▸ SET EXERCISE
Nothing in the data should change when you return it, but leave the pictures out.

# # # #

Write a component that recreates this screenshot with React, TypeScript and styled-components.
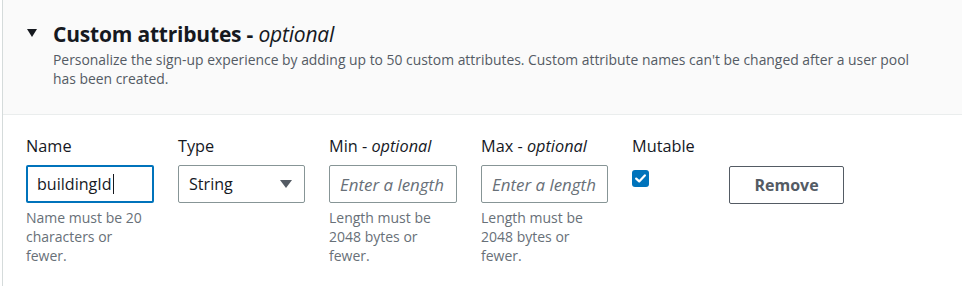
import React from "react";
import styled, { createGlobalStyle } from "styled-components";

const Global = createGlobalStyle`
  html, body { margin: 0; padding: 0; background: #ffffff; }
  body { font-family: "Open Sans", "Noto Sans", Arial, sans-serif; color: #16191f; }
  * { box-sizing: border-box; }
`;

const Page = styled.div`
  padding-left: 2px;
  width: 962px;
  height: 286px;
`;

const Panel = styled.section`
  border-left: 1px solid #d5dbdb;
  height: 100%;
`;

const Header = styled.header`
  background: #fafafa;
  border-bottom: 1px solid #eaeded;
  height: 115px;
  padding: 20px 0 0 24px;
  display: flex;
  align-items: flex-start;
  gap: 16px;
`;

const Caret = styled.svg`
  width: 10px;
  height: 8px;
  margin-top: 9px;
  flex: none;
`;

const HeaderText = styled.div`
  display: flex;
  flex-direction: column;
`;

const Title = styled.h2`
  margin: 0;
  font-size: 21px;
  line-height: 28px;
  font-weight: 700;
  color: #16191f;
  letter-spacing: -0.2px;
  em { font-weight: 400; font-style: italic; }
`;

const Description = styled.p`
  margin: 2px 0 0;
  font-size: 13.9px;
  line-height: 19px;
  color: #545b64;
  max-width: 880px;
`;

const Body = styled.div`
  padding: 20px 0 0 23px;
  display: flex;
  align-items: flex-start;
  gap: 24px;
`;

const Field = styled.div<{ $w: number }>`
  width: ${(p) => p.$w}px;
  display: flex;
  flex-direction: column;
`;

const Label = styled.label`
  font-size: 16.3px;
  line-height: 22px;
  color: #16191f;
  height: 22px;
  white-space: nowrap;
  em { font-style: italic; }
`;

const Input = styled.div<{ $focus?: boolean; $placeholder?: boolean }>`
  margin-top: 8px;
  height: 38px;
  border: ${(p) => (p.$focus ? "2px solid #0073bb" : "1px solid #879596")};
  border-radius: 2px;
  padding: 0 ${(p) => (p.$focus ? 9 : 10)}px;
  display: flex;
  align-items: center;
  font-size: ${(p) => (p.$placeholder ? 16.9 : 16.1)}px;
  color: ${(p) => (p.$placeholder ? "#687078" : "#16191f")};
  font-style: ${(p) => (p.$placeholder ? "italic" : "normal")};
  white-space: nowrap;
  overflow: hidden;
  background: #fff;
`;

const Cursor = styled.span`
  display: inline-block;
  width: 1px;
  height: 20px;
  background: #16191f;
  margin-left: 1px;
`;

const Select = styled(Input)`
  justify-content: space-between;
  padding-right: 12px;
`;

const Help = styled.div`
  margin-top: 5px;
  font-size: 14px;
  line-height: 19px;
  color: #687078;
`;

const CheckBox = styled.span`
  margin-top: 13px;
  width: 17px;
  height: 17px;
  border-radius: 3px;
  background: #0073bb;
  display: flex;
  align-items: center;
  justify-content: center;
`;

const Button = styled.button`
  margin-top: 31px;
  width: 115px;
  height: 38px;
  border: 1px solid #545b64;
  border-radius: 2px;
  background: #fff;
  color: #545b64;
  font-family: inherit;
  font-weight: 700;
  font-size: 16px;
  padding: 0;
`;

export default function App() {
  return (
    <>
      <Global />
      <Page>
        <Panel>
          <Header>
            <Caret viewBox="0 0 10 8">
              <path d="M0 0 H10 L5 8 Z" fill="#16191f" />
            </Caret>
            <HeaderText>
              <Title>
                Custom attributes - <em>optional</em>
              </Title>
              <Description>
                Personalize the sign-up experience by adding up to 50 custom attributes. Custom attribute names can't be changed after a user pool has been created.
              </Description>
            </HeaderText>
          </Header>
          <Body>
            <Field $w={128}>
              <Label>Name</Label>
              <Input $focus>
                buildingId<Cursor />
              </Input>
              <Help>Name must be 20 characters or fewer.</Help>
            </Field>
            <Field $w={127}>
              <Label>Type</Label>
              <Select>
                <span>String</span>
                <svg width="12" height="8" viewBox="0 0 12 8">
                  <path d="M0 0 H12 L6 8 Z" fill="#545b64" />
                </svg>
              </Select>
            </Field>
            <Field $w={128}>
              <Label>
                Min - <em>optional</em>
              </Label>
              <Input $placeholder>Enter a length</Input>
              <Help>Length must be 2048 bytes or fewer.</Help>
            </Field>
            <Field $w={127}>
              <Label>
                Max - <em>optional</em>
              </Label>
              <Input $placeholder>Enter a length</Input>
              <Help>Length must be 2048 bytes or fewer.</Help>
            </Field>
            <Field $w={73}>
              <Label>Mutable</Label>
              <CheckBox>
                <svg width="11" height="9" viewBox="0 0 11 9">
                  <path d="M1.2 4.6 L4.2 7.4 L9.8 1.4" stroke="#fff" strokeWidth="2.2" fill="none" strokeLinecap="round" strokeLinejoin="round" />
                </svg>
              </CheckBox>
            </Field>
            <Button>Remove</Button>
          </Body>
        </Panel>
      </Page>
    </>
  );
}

# # # #

▸ FINAL ANSWER
Write a component that recreates this screenshot with React, TypeScript and styled-components.
import React from "react";
import styled, { createGlobalStyle } from "styled-components";

const Global = createGlobalStyle`
  html, body { margin: 0; padding: 0; background: #ffffff; }
  body { font-family: "Open Sans", "Noto Sans", Arial, sans-serif; color: #16191f; }
  * { box-sizing: border-box; }
`;

const Page = styled.div`
  padding-left: 2px;
  width: 962px;
  height: 286px;
`;

const Panel = styled.section`
  border-left: 1px solid #d5dbdb;
  height: 100%;
`;

const Header = styled.header`
  background: #fafafa;
  border-bottom: 1px solid #eaeded;
  height: 115px;
  padding: 20px 0 0 24px;
  display: flex;
  align-items: flex-start;
  gap: 16px;
`;

const Caret = styled.svg`
  width: 10px;
  height: 8px;
  margin-top: 9px;
  flex: none;
`;

const HeaderText = styled.div`
  display: flex;
  flex-direction: column;
`;

const Title = styled.h2`
  margin: 0;
  font-size: 21px;
  line-height: 28px;
  font-weight: 700;
  color: #16191f;
  letter-spacing: -0.2px;
  em { font-weight: 400; font-style: italic; }
`;

const Description = styled.p`
  margin: 2px 0 0;
  font-size: 13.9px;
  line-height: 19px;
  color: #545b64;
  max-width: 880px;
`;

const Body = styled.div`
  padding: 20px 0 0 23px;
  display: flex;
  align-items: flex-start;
  gap: 24px;
`;

const Field = styled.div<{ $w: number }>`
  width: ${(p) => p.$w}px;
  display: flex;
  flex-direction: column;
`;

const Label = styled.label`
  font-size: 16.3px;
  line-height: 22px;
  color: #16191f;
  height: 22px;
  white-space: nowrap;
  em { font-style: italic; }
`;

const Input = styled.div<{ $focus?: boolean; $placeholder?: boolean }>`
  margin-top: 8px;
  height: 38px;
  border: ${(p) => (p.$focus ? "2px solid #0073bb" : "1px solid #879596")};
  border-radius: 2px;
  padding: 0 ${(p) => (p.$focus ? 9 : 10)}px;
  display: flex;
  align-items: center;
  font-size: ${(p) => (p.$placeholder ? 16.9 : 16.1)}px;
  color: ${(p) => (p.$placeholder ? "#687078" : "#16191f")};
  font-style: ${(p) => (p.$placeholder ? "italic" : "normal")};
  white-space: nowrap;
  overflow: hidden;
  background: #fff;
`;

const Cursor = styled.span`
  display: inline-block;
  width: 1px;
  height: 20px;
  background: #16191f;
  margin-left: 1px;
`;

const Select = styled(Input)`
  justify-content: space-between;
  padding-right: 12px;
`;

const Help = styled.div`
  margin-top: 5px;
  font-size: 14px;
  line-height: 19px;
  color: #687078;
`;

const CheckBox = styled.span`
  margin-top: 13px;
  width: 17px;
  height: 17px;
  border-radius: 3px;
  background: #0073bb;
  display: flex;
  align-items: center;
  justify-content: center;
`;

const Button = styled.button`
  margin-top: 31px;
  width: 115px;
  height: 38px;
  border: 1px solid #545b64;
  border-radius: 2px;
  background: #fff;
  color: #545b64;
  font-family: inherit;
  font-weight: 700;
  font-size: 16px;
  padding: 0;
`;

export default function App() {
  return (
    <>
      <Global />
      <Page>
        <Panel>
          <Header>
            <Caret viewBox="0 0 10 8">
              <path d="M0 0 H10 L5 8 Z" fill="#16191f" />
            </Caret>
            <HeaderText>
              <Title>
                Custom attributes - <em>optional</em>
              </Title>
              <Description>
                Personalize the sign-up experience by adding up to 50 custom attributes. Custom attribute names can't be changed after a user pool has been created.
              </Description>
            </HeaderText>
          </Header>
          <Body>
            <Field $w={128}>
              <Label>Name</Label>
              <Input $focus>
                buildingId<Cursor />
              </Input>
              <Help>Name must be 20 characters or fewer.</Help>
            </Field>
            <Field $w={127}>
              <Label>Type</Label>
              <Select>
                <span>String</span>
                <svg width="12" height="8" viewBox="0 0 12 8">
                  <path d="M0 0 H12 L6 8 Z" fill="#545b64" />
                </svg>
              </Select>
            </Field>
            <Field $w={128}>
              <Label>
                Min - <em>optional</em>
              </Label>
              <Input $placeholder>Enter a length</Input>
              <Help>Length must be 2048 bytes or fewer.</Help>
            </Field>
            <Field $w={127}>
              <Label>
                Max - <em>optional</em>
              </Label>
              <Input $placeholder>Enter a length</Input>
              <Help>Length must be 2048 bytes or fewer.</Help>
            </Field>
            <Field $w={73}>
              <Label>Mutable</Label>
              <CheckBox>
                <svg width="11" height="9" viewBox="0 0 11 9">
                  <path d="M1.2 4.6 L4.2 7.4 L9.8 1.4" stroke="#fff" strokeWidth="2.2" fill="none" strokeLinecap="round" strokeLinejoin="round" />
                </svg>
              </CheckBox>
            </Field>
            <Button>Remove</Button>
          </Body>
        </Panel>
      </Page>
    </>
  );
}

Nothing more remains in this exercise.